The IMA features contemporary artworks and showcases emerging artists. Its temporary exhibitions and projects have presented all media from local, regional, national and international visual artists. It publishes It presents an annual program of art exhibitions as well as public programs, featuring local and international artists. Its exhibitions have been described as "cutting edge", including items such as video installations and large-scale sculptures. Past exhibits have included multimedia installations, mirror art by Yoko Ono from the 1960s, the surrealist work of Peter Madden and video montages of early 20th century hard labour.

The institute has also hosted screenings, residencies, forums, lectures, and conferences. There is a large range of art books, as well as local design objects and gifts in the gallery shop.

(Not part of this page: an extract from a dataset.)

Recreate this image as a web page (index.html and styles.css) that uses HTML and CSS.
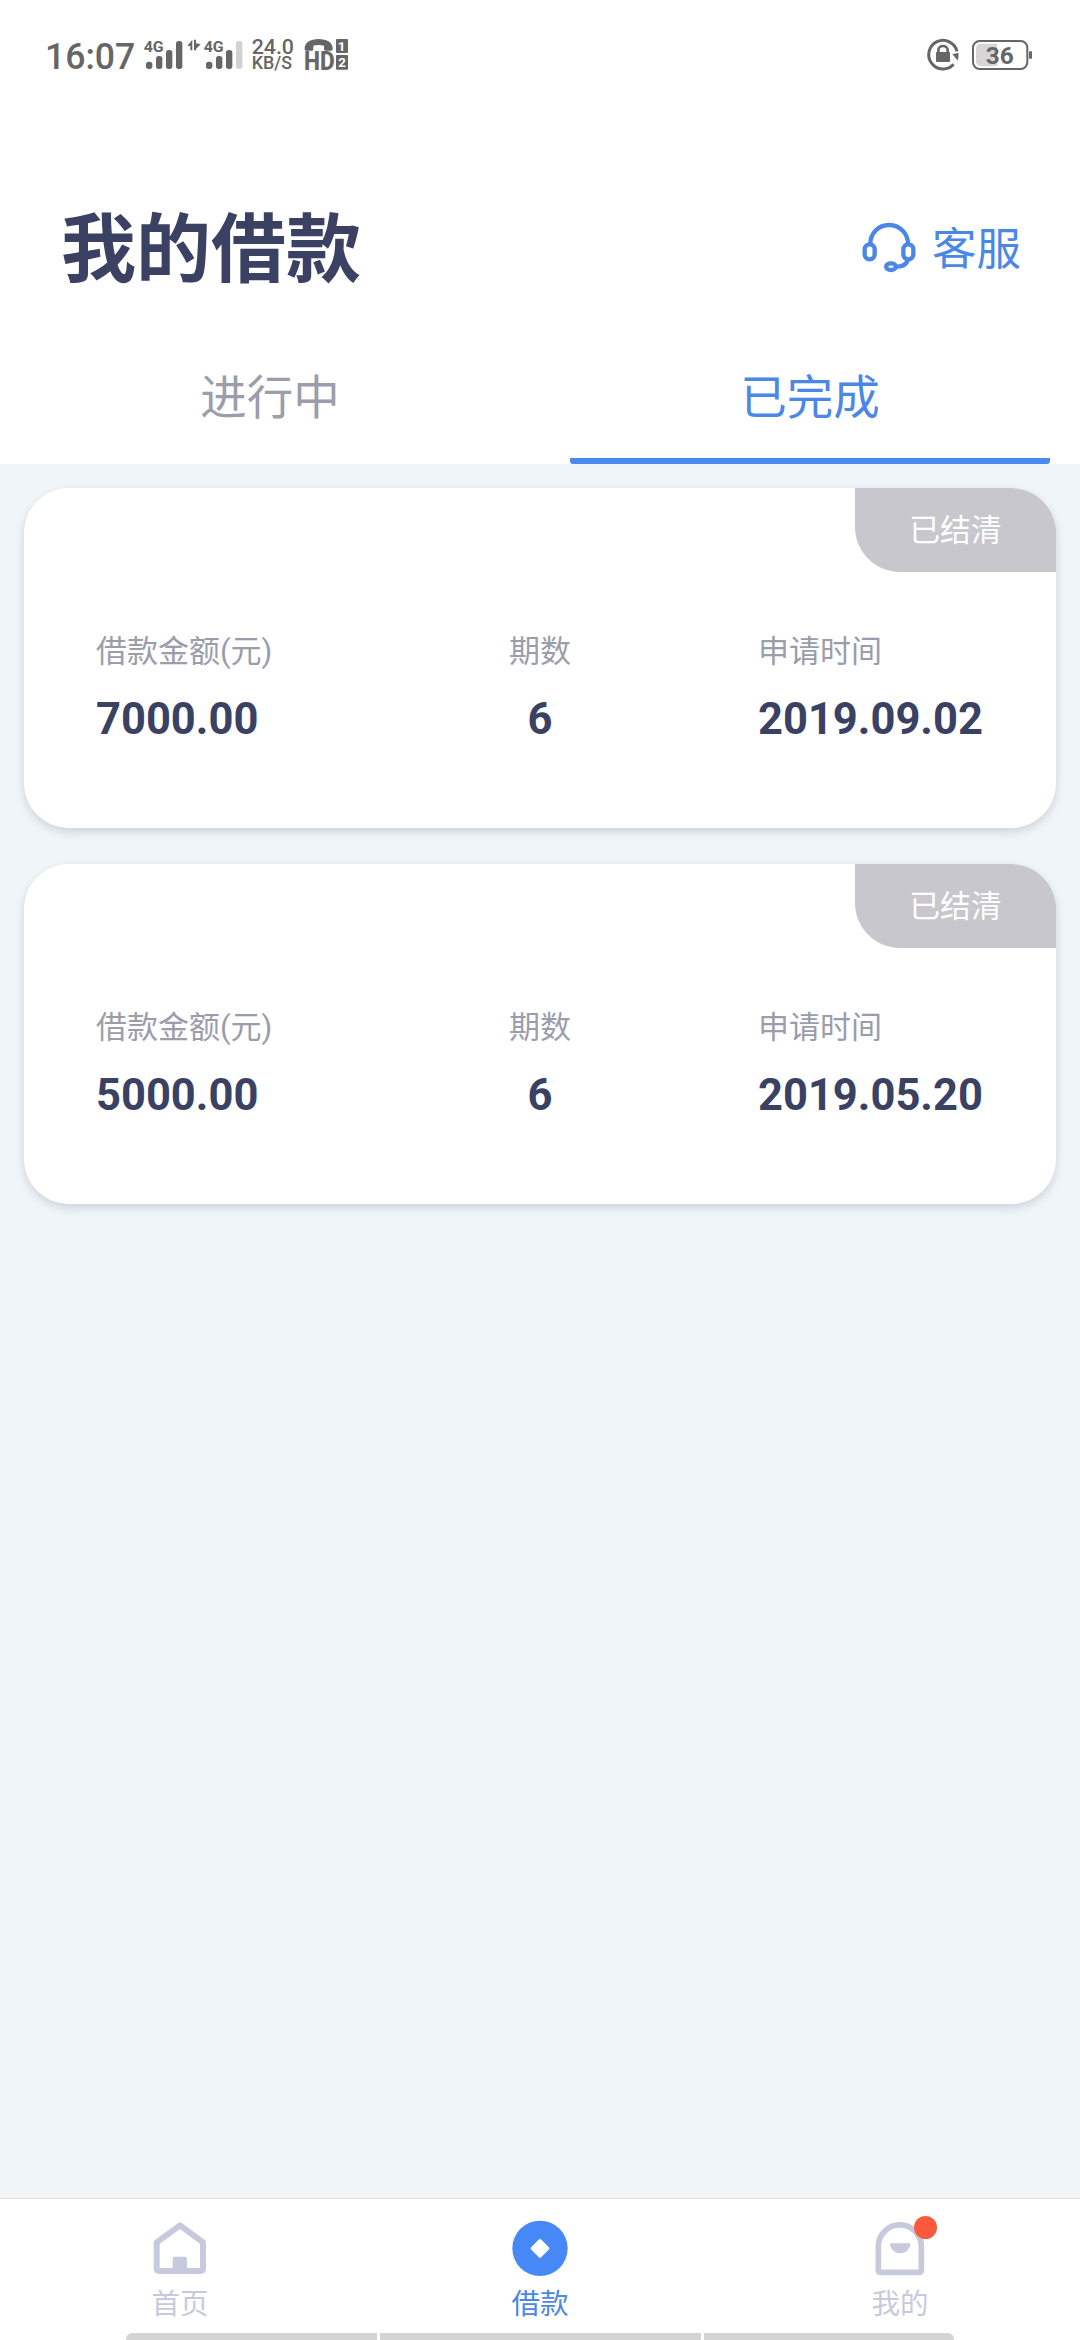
FILE: index.html
```html
<!DOCTYPE html>
<html lang="zh-CN">
<head>
<meta charset="utf-8">
<title>我的借款</title>
<link rel="stylesheet" href="styles.css">
</head>
<body>
<div class="app">
  <div class="status">
    <svg class="status-left" viewBox="0 0 1020 180" fill="#666">
      <text x="45" y="132" font-size="108" font-weight="500" textLength="271" lengthAdjust="spacingAndGlyphs">16:07</text>
      <text x="341" y="80" font-size="45" font-weight="700" textLength="60" lengthAdjust="spacingAndGlyphs">4G</text>
      <rect x="348" y="110" width="19" height="22" rx="8"/>
      <rect x="378" y="93" width="19" height="39" rx="8"/>
      <rect x="408" y="75" width="19" height="57" rx="8"/>
      <rect x="438" y="48" width="19" height="84" rx="8"/>
      <path d="M487 44v32h-6V63h-9zM492 44h6v11l14 3-14 14v4h-6z"/>
      <text x="521" y="80" font-size="45" font-weight="700" textLength="60" lengthAdjust="spacingAndGlyphs">4G</text>
      <rect x="528" y="110" width="19" height="22" rx="8"/>
      <rect x="558" y="93" width="19" height="39" rx="8"/>
      <rect x="588" y="75" width="19" height="57" rx="8"/>
      <rect x="618" y="48" width="19" height="84" rx="8" fill="#d2d2d2"/>
      <text x="665" y="86" font-size="59" font-weight="500" textLength="127" lengthAdjust="spacingAndGlyphs">24.0</text>
      <text x="665" y="132" font-size="54" font-weight="500" textLength="121" lengthAdjust="spacingAndGlyphs">KB/S</text>
      <path d="M824 74C822 52 842 42 866 42s44 10 42 32l-3 3h-20l-3-3V62q-16-4-32 0v12l-3 3h-20z"/>
      <text x="822" y="134" font-size="76" font-weight="800" textLength="92" lengthAdjust="spacingAndGlyphs">HD</text>
      <rect x="918" y="42" width="36" height="42" rx="3"/>
      <rect x="918" y="90" width="36" height="44" rx="3"/>
      <text x="935" y="77" font-size="40" font-weight="700" fill="#fff" text-anchor="middle">1</text>
      <text x="936" y="126" font-size="40" font-weight="700" fill="#fff" text-anchor="middle">2</text>
    </svg>
    <svg class="status-right" viewBox="0 0 540 180" fill="#666">
      <path d="M171 79A43 43 0 1 0 161 118" fill="none" stroke="#666" stroke-width="9"/>
      <path d="M157 88l19-5-2 24z"/>
      <rect x="108" y="81" width="42" height="30" rx="3"/>
      <path d="M115 82v-7a14 12 0 0 1 28 0v7" fill="none" stroke="#666" stroke-width="8"/>
      <path d="M244 56h48v68h-48q-16 0-16-16V72q0-16 16-16z" fill="#d6d6d6"/>
      <rect x="219" y="48" width="163" height="84" rx="20" fill="none" stroke="#666" stroke-width="6"/>
      <rect x="387" y="79" width="9" height="22" rx="2"/>
      <text x="257" y="116" font-size="71" font-weight="700" textLength="84" lengthAdjust="spacingAndGlyphs">36</text>
    </svg>
  </div>

  <header class="header">
    <h1 class="title">我的借款</h1>
    <a class="service">
      <svg class="service-icon" viewBox="60 60 174 165" fill="none" stroke="#4b87e6" stroke-width="13">
        <path d="M91 132c0-32 24-57 56-57s57 25 57 57"/>
        <rect x="74" y="133" width="30" height="45" rx="15"/>
        <rect x="190" y="133" width="30" height="45" rx="15"/>
        <path d="M204 179c-4 14-16 21-33 21"/>
        <ellipse cx="153" cy="200" rx="14.500" ry="10"/>
      </svg>
      <span class="service-text">客服</span>
    </a>
  </header>

  <nav class="tabs">
    <div class="tab">进行中</div>
    <div class="tab tab-active">已完成</div>
  </nav>

  <main class="list">
    <section class="card">
      <div class="badge">已结清</div>
      <div class="fields">
        <div class="field"><span class="label">借款金额(元)</span><span class="value">7000.00</span></div>
        <div class="field field-mid"><span class="label">期数</span><span class="value">6</span></div>
        <div class="field field-date"><span class="label">申请时间</span><span class="value">2019.09.02</span></div>
      </div>
    </section>
    <section class="card">
      <div class="badge">已结清</div>
      <div class="fields">
        <div class="field"><span class="label">借款金额(元)</span><span class="value">5000.00</span></div>
        <div class="field field-mid"><span class="label">期数</span><span class="value">6</span></div>
        <div class="field field-date"><span class="label">申请时间</span><span class="value">2019.05.20</span></div>
      </div>
    </section>
  </main>

  <footer class="bottom">
    <div class="nav">
      <div class="nav-item">
        <svg class="nav-icon" viewBox="150 108 180 192">
          <path d="M240 136L309 187V265q0 8-8 8H178q-8 0-8-8V187z" fill="none" stroke="#c7c9dc" stroke-width="18" stroke-linejoin="round"/>
          <path d="M218 273V236q0-6 6-6h31q6 0 6 6v37z" fill="#c7c9dc"/>
        </svg>
        <span>首页</span>
      </div>
      <div class="nav-item nav-active">
        <svg class="nav-icon" viewBox="150 108 180 192">
          <circle cx="240" cy="205" r="83" fill="#4689f6"/>
          <path d="M240 182l23 23-23 23-23-23z" fill="#fff" stroke="#fff" stroke-width="10" stroke-linejoin="round"/>
        </svg>
        <span>借款</span>
      </div>
      <div class="nav-item">
        <svg class="nav-icon" viewBox="150 108 180 192">
          <path d="M175 271V199a64.500 64.500 0 0 1 129 0V271q0 6-6 6H181q-6 0-6-6z" fill="none" stroke="#c7c9dc" stroke-width="17"/>
          <path d="M213 190h55q4 0 3 5a31 30 0 0 1-61 0q-1-5 3-5z" fill="#c7c9dc"/>
          <circle cx="316.500" cy="142.500" r="34.500" fill="#fc5a3c"/>
        </svg>
        <span>我的</span>
      </div>
    </div>
    <div class="gesture"><i></i><i></i><i></i></div>
  </footer>
</div>
</body>
</html>
```

FILE: styles.css
```css
* { box-sizing: border-box; }

body {
  margin: 0;
  font-family: Roboto, "Noto Sans CJK SC", sans-serif;
  background: #f0f5f9;
}

.app {
  display: flex;
  flex-direction: column;
  width: 1080px;
  height: 2340px;
  overflow: hidden;
}

.status {
  display: flex;
  justify-content: space-between;
  height: 190px;
  padding: 25px 0 0 30px;
  background: #fff;
}
.status-left { width: 340px; height: 60px; }
.status-right { width: 180px; height: 60px; }

.header {
  display: flex;
  align-items: center;
  justify-content: space-between;
  height: 140px;
  padding: 0 59px 26px 61px;
  background: #fff;
}
.title {
  margin: 0;
  padding-top: 6px;
  font-size: 75px;
  font-weight: 700;
  line-height: 110px;
  color: #3a4162;
}
.service {
  display: flex;
  align-items: center;
  gap: 14px;
  font-size: 44.5px;
  line-height: 60px;
  color: #4b87e6;
}
.service-icon { width: 58px; height: 55px; }
.service-text { padding-top: 5px; }

.tabs {
  display: flex;
  height: 134px;
  padding: 0 30px;
  gap: 60px;
  background: #fff;
}
.tab {
  flex: 1;
  padding-top: 33px;
  font-size: 46.5px;
  line-height: 70px;
  text-align: center;
  color: #9b9dab;
}
.tab-active {
  color: #4b87e6;
  background: linear-gradient(#4a8af0, #4a8af0) bottom / 100% 6px no-repeat;
  border-radius: 0 0 3px 3px;
}

.list {
  flex: 1;
  display: flex;
  flex-direction: column;
  gap: 36px;
  padding: 24px;
}
.card {
  height: 340px;
  border-radius: 45px;
  background: #fff;
  box-shadow: 0 4px 8px rgba(60, 70, 95, 0.19);
}
.badge {
  width: 201px;
  height: 84px;
  margin-left: auto;
  border-radius: 0 45px 0 45px;
  background: #c8c7cd;
  color: #fff;
  font-size: 30.8px;
  line-height: 86px;
  text-align: center;
}
.fields {
  display: grid;
  grid-template-columns: 1fr 120px 1fr;
  padding: 58px 72px 0;
}
.field {
  display: flex;
  flex-direction: column;
}
.field-mid { align-items: center; }
.field-date { padding-left: 158px; }
.label {
  font-size: 31px;
  line-height: 44px;
  color: #9b9dab;
  white-space: nowrap;
}
.value {
  margin-top: 16px;
  font-size: 43.5px;
  font-weight: 700;
  line-height: 60px;
  color: #3a4162;
}

.bottom {
  height: 146px;
  border-top: 4px solid #f5f5f5;
  background: #fff;
}
.nav {
  display: grid;
  grid-template-columns: repeat(3, 1fr);
  height: 135px;
  border-top: 1px solid #dcdcde;
}
.nav-item {
  display: flex;
  flex-direction: column;
  align-items: center;
  padding-top: 17px;
  font-size: 28.5px;
  line-height: 40px;
  color: #c7c9dc;
}
.nav-item span { margin-top: 5px; }
.nav-active { color: #4b87e6; }
.nav-icon { width: 60px; height: 64px; overflow: visible; }

.gesture {
  display: grid;
  grid-template-columns: 251px 321px 250px;
  justify-content: center;
  gap: 3px;
  height: 7px;
}
.gesture i { background: #d4d4d4; }
.gesture i:first-child { border-top-left-radius: 6px; }
.gesture i:last-child { border-top-right-radius: 6px; }
```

The IMA is also committed to research, and publishes catalogues, monographs, and academic articles.

==Awards==

Since 2019, the IMA has hosted the churchie emerging art prize, a non-acquisitive art award established in 1987, with a prize pool of (major prize ), to help the careers of emerging artists; all finalists' work is displayed at the gallery in a curated exhibition.

==Selected exhibitions==
The Institute of Modern Art has mounted hundreds of exhibitions since its inception, showcasing the work of an estimated nearly 850 artists by 2022. Exhibitions have featured some big names in the art world, such as the American artists Robert Rauschenberg and John Baldessari, while contemporary Australian artists include Hany Armanious, Kate Parker, Fred Williams, Imants Tillers, Luke Roberts, Mike Parr, Gordon Bennett, Mikala Dwyer, Shaun Gladwell, Angelica Mesiti, Chicks on Speed and Brook Andrew. A selection of exhibitions follows.
- 1975, 1–30 August: solo exhibition of the work of John Olsen (the first verified exhibition at IMA)
- 1982, September; Australian Screenprints 1982, 15 artist screenprinters, presented by the Print Council of Australia; Ray Arnold, Sydney Ball, John Coburn, Bruce Latimer, Alun Leach-Jones, Sandra Leveson-Meares, Mandy Martin, Greg Moncrieff, Ann Newmarch, Sally Robinson, David Rose, Stephen Spurrier, Arthur Wicks, Normana Wight and Paul Zika. Coincident with Festival '82 Warana and Commonwealth Festival and with the Commonwealth Games, proceeds donated to the Aboriginal Legal Aid Service. Toured 12 venues throughout Australia.
- 1985: Recession Art & Other Strategies, a group exhibition curated by artist and then-director Peter Cripps and featuring work by him, Gunter Christmann, Robert MacPherson, and John Nixon; accompanied by a catalogue, and the subject of a lecture in 2020 by Peter Cripps at Australian Centre for Contemporary Art in Melbourne, citing the exhibition as a "defining moment" in Australian art exhibition history
- 1986: Know Your Product
- 1986, 7–25 October 1986: Q Space + Q Space Annex 1980 + 1981; with Recession Art and Know your Product, one of a suite of exhibitions at IMA
- 1987, 31 March – 18 April: The Shadow of Reason, group show curated by Judy Annear
- 2010, 27 March – 29 May: Peter Madden: Come Together
- 2019, 13 April – 8 June: Haunt , a group exhibition including works by Zanny Begg, Fiona Connor, Megan Cope, Brian Jungen, Amie Siegel, Duane Linklater, Heman Chong, Christian Nyampeta and Norwegian artist Joar Nango
- 2019, 13 April – 8 June: New Eelam: Brisbane, a solo exhibition of an ongoing project by British-Sri Lankan artist Christopher Kulendran Thomas (Eelam is the Tamil name for Sri Lanka), in collaboration with Annika Kuhlmann; first shown at the 9th Berlin Biennial and 11th Gwangju Biennale in 2016 and then travelling the world,
- 2019,9 February–30 March: Current Iterations, featuring the work of Dale Harding
- 2021, 17 July – 19 September: Yhonnie Scarce: Missile Park

==Publications==
IMA published a periodical, initially named IMA Bulletin, from 1990 to 2001, and then IMA Newsletter, from October–January 2001/2002 until October–January 2005/2006.

Significant monographs published by IMA include:
- "Institute of Modern Art : A documentary history, 1975–1989" (1989)

==Contemporary Art Organisations Australia==

The IMA is a founding member of Contemporary Art Organisations Australia (CAOA), a national network of art organisations founded in 1995. As of 2022, chaired by Alexie Glass-Kantor, CAOA's members include 16 public, independent, non-collecting contemporary art organisations from all over Australia, which collaboratively advocate for the small-to-medium contemporary visual arts sector and living artists. Other members include the 4A Centre for Contemporary Asian Art in Sydney, ACE Open in Adelaide, Artspace in Sydney, the Australian Centre for Contemporary Art in Melbourne and the Perth Institute of Contemporary Arts.